One of my issues has been less-than-desired cooking of the dough at the bottom of some loaves. I now suspect it’s because the oven  wasn’t fully at the set heat yet (and I put the dough in too soon), or there was a difference between the temperatures at the top and bottom of the loaf. That didn’t happen with my latest loaf (pictured left), when the oven was pre-heated.

I have already read that heating a baking stone or a Dutch oven (iron pot) to the proper temperature for baking requires pre-heating for 30-60 minutes. Lesson learned: pre-heat; don’t just put the dough into the oven when the stove beeps.

However, either the heat was higher at the back or the oven walls retained more of the higher heat than expected (radiating it unevenly). The back of my most recent loaf’s top (baked Dec 21) was somewhat crispier and browner than the front (not enough to make it unpleasant, but noticeably different to the eye and mouth feel). Given the recent loaf was intended as a sandwich bread, I might have done better to bake it at a lower temperature, but the recipe called for 450F.*

I have to consider either rotating the bread mid-way during the baking cycle (somewhat chancy, since opening the door lets out heat, which itself may affect the results), or  perhaps changing/lowering the location of the rack (this was a pan loaf on a rack, not baked on the stone).

This also leads me to convection baking. Convection can produce very good results; because the air circulates better, it can do a more even job of baking. When set to convection baking, the stove compensates by dropping the temperature 25F. I will have to test whether the temperature range when using convection is as large as without. I also find it works best to pre-heat the oven on non-convection mode, then when it’s hot, switch to convection, but this is based on some preliminary experiments, and isn’t conclusive.

More research is required. And that’s part of the fun of baking bread.
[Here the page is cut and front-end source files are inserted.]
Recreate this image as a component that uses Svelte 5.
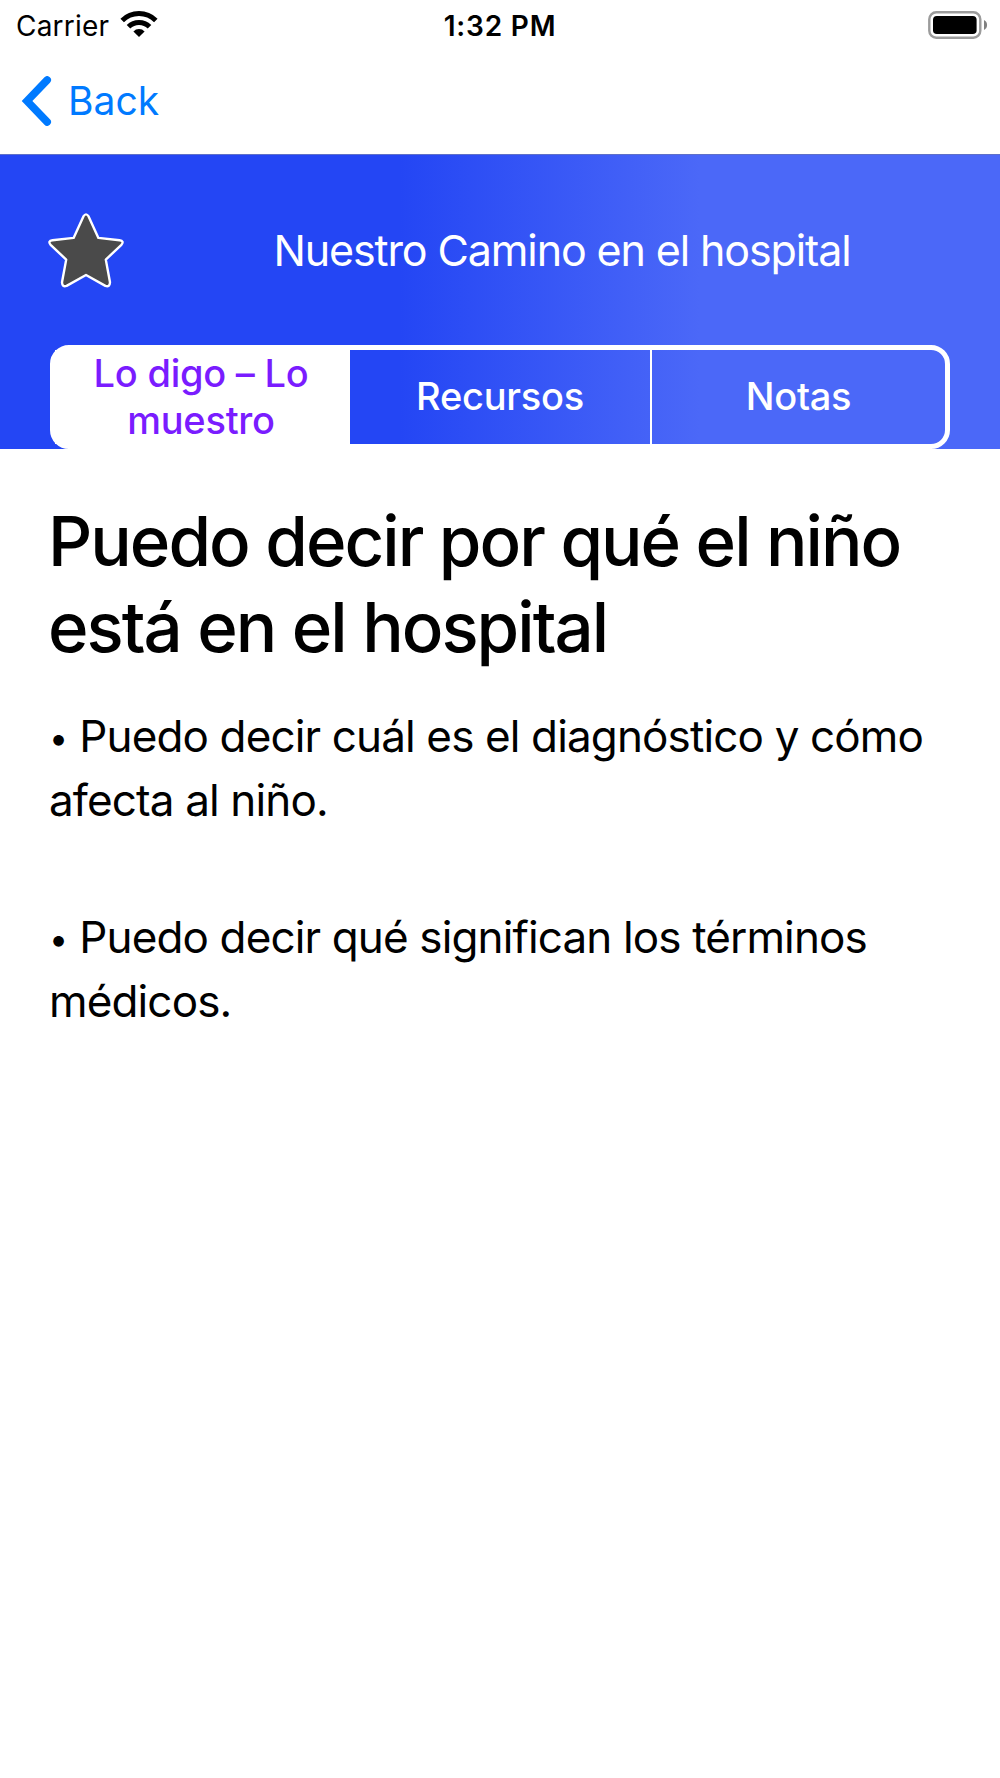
<script>
  /**
   * Topic detail screen: status bar, back navigation, tabbed header and content.
   */

  let carrier = 'Carrier';
  let time = '1:32 PM';
  let title = 'Nuestro Camino en el hospital';

  const tabs = [
    { id: 'say', lines: ['Lo digo – Lo', 'muestro'] },
    { id: 'resources', lines: ['Recursos'] },
    { id: 'notes', lines: ['Notas'] },
  ];

  const heading = ['Puedo decir por qué el niño', 'está en el hospital'];

  const points = [
    ['Puedo decir cuál es el diagnóstico y cómo', 'afecta al niño.'],
    ['Puedo decir qué significan los términos', 'médicos.'],
  ];

  let active_tab = $state('say');
  let favorite = $state(false);
</script>

<div class="screen">
  <div class="status-bar">
    <div class="carrier">
      <span>{carrier}</span>
      <svg class="wifi" width="38" height="28" viewBox="0 0 38 28">
        <g fill="none" stroke="#000" stroke-width="5">
          <path d="M2.2 10.4 A23.8 23.8 0 0 1 35.8 10.4" />
          <path d="M8.5 16.8 A14.8 14.8 0 0 1 29.5 16.8" />
        </g>
        <path d="M13.4 21.4 A8 8 0 0 1 24.6 21.4 L19 27 Z" />
      </svg>
    </div>
    <span class="time">{time}</span>
    <svg class="battery" width="60" height="30" viewBox="0 0 60 30">
      <rect x="1.3" y="1.3" width="51" height="25.4" rx="7" fill="none" stroke="#9b9b9b" stroke-width="2.4" />
      <rect x="5" y="5" width="43.6" height="18" rx="3.8" />
      <path d="M56 9 A5.6 5.6 0 0 1 56 19 Z" fill="#808080" />
    </svg>
  </div>

  <nav class="nav-bar">
    <button type="button" class="back">
      <svg width="31" height="50" viewBox="0 0 31 50">
        <path d="M26.2 4 L6 25 L26.2 46" fill="none" stroke="#007aff" stroke-width="7.6" stroke-linecap="round" stroke-linejoin="miter" />
      </svg>
      <span>Back</span>
    </button>
  </nav>

  <header class="topic">
    <div class="topic-row">
      <button type="button" class="favorite" aria-label="Favorito" onclick={() => (favorite = !favorite)}>
        <svg width="76" height="76" viewBox="0 0 76 76">
          <path
            d="M35.4 3.4 Q38 -0.6 40.6 3.4 L50.4 24.9 L71.5 27.2 Q76.5 28 73.4 31.8 L57.8 46.6 L62 69.3 Q61.8 74.4 57.4 72.9 L38 62 L18.6 72.9 Q14.2 74.4 14 69.3 L18.2 46.6 L2.6 31.8 Q-0.5 28 4.5 27.2 L25.6 24.9 Z"
            fill={favorite ? '#ffcc00' : '#4a4a4a'}
            stroke="#fff"
            stroke-width="2.4"
            stroke-linejoin="round"
          />
        </svg>
      </button>
      <h1>{title}</h1>
    </div>

    <div class="tabs">
      {#each tabs as tab (tab.id)}
        <button
          type="button"
          class="tab"
          class:active={active_tab === tab.id}
          onclick={() => (active_tab = tab.id)}
        >
          {#each tab.lines as line}
            <span>{line}</span>
          {/each}
        </button>
      {/each}
    </div>
  </header>

  <main>
    <h2>
      {#each heading as line}
        <span class="line">{line}</span>
      {/each}
    </h2>
    {#each points as point}
      <p>
        {#each point as line, i}
          <span class="line">{#if i === 0}<span class="bullet">•</span>{/if}{line}</span>
        {/each}
      </p>
    {/each}
  </main>
</div>

<style>
  :global(body) {
    margin: 0;
    background: #fff;
  }

  .screen {
    width: 1000px;
    height: 1778px;
    overflow: hidden;
    background: #fff;
    color: #000;
    font-family: Inter, 'Liberation Sans', sans-serif;
  }

  button {
    margin: 0;
    padding: 0;
    border: none;
    background: none;
    color: inherit;
    font: inherit;
    cursor: pointer;
  }

  h1,
  h2,
  p {
    margin: 0;
    font-weight: 400;
    white-space: nowrap;
  }

  .line {
    display: block;
  }

  /* Status bar */
  .status-bar {
    display: grid;
    grid-template-columns: 1fr auto 1fr;
    align-items: center;
    box-sizing: border-box;
    height: 50px;
    padding: 1px 16px 0;
    font-size: 28px;
  }

  .carrier {
    display: flex;
    align-items: center;
    gap: 11px;
    letter-spacing: 0.2px;
  }

  .wifi {
    margin-bottom: 3px;
  }

  .time {
    font-weight: 600;
    letter-spacing: 0.8px;
  }

  .battery {
    justify-self: end;
    margin: 0 -4px 0 0;
  }

  /* Navigation */
  .nav-bar {
    display: flex;
    align-items: center;
    box-sizing: border-box;
    height: 104px;
    padding: 0 21px 3px;
  }

  .back {
    display: flex;
    align-items: center;
    gap: 16px;
    color: #007aff;
    font-size: 39px;
  }

  /* Topic header */
  .topic {
    display: flex;
    flex-direction: column;
    justify-content: space-between;
    box-sizing: border-box;
    height: 294.5px;
    padding: 58px 50px 0;
    border-top: 1px solid #5f70c8;
    background: linear-gradient(90deg, #2446f4 40%, #4b68f8 70%);
    color: #fff;
  }

  .topic-row {
    display: flex;
    align-items: center;
  }

  .favorite {
    flex: none;
    height: 76px;
    margin-left: -2px;
  }

  h1 {
    flex: 1;
    padding: 0 0 3px 50px;
    text-align: center;
    font-size: 43px;
    letter-spacing: -1.12px;
  }

  .tabs {
    display: grid;
    grid-template-columns: 295px 300px 1fr;
    box-sizing: border-box;
    height: 103.5px;
    border: 5px solid #fff;
    border-radius: 19px;
  }

  .tab {
    display: flex;
    flex-direction: column;
    align-items: center;
    justify-content: center;
    padding-bottom: 2px;
    font-size: 38px;
    font-weight: 500;
    line-height: 47px;
    letter-spacing: -0.25px;
  }

  .tab + .tab + .tab {
    border-left: 2px solid #fff;
  }

  .tab.active {
    padding: 0 3px 0 0;
    background: #fff;
    color: #7a1cff;
  }

  /* Content */
  main {
    padding: 49.5px 48px;
  }

  h2 {
    margin-bottom: 34px;
    font-size: 69px;
    font-weight: 500;
    line-height: 86px;
    letter-spacing: -1.97px;
  }

  p {
    padding-left: 1px;
    font-size: 44px;
    line-height: 64px;
    letter-spacing: -0.86px;
  }

  p + p {
    margin-top: 73px;
  }

  .bullet {
    margin-right: 12px;
    font-size: 34px;
    line-height: 1;
    vertical-align: 2px;
  }
</style>
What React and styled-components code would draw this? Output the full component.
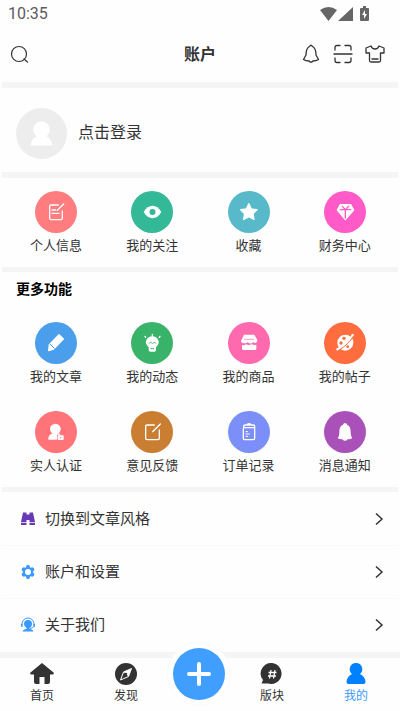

PS. Maybe my tastes have changed since I started baking my own bread, but I was severely disappointed recently when I purchased some “sourdough baguettes” from a local grocery store to use with a cheese fondue this weekend.  I didn’t have any suitable homemade bread in the necessary quantity, so we bought what we thought would be appropriate. It was doughy – perhaps somewhat undercooked – and rather tasteless, at least compared to other commercial sourdoughs I’ve had. We were modestly compensated for the mediocre bread by the pleasant  taste of our homemade wine – an old-vine Zinfandel that turned out to be an excellent product when paired with the cheese.

* Another topic I want to tackle is the use of salt in bread recipes. Most call for 2-2.5% salt, which seems to me somewhat high. We don’t cook with salt or use it any foods aside from bread, so it might be my tastebuds are acclimatized to lower amounts. I find using the called-for amounts makes the bread too salty. This last loaf called for 10g, which I reduced to 6. But salt is more than for taste: it’s a yeast inhibitor, so too small an amount may be problematic, too. More on that in a future post, when I’ve done a few more tests.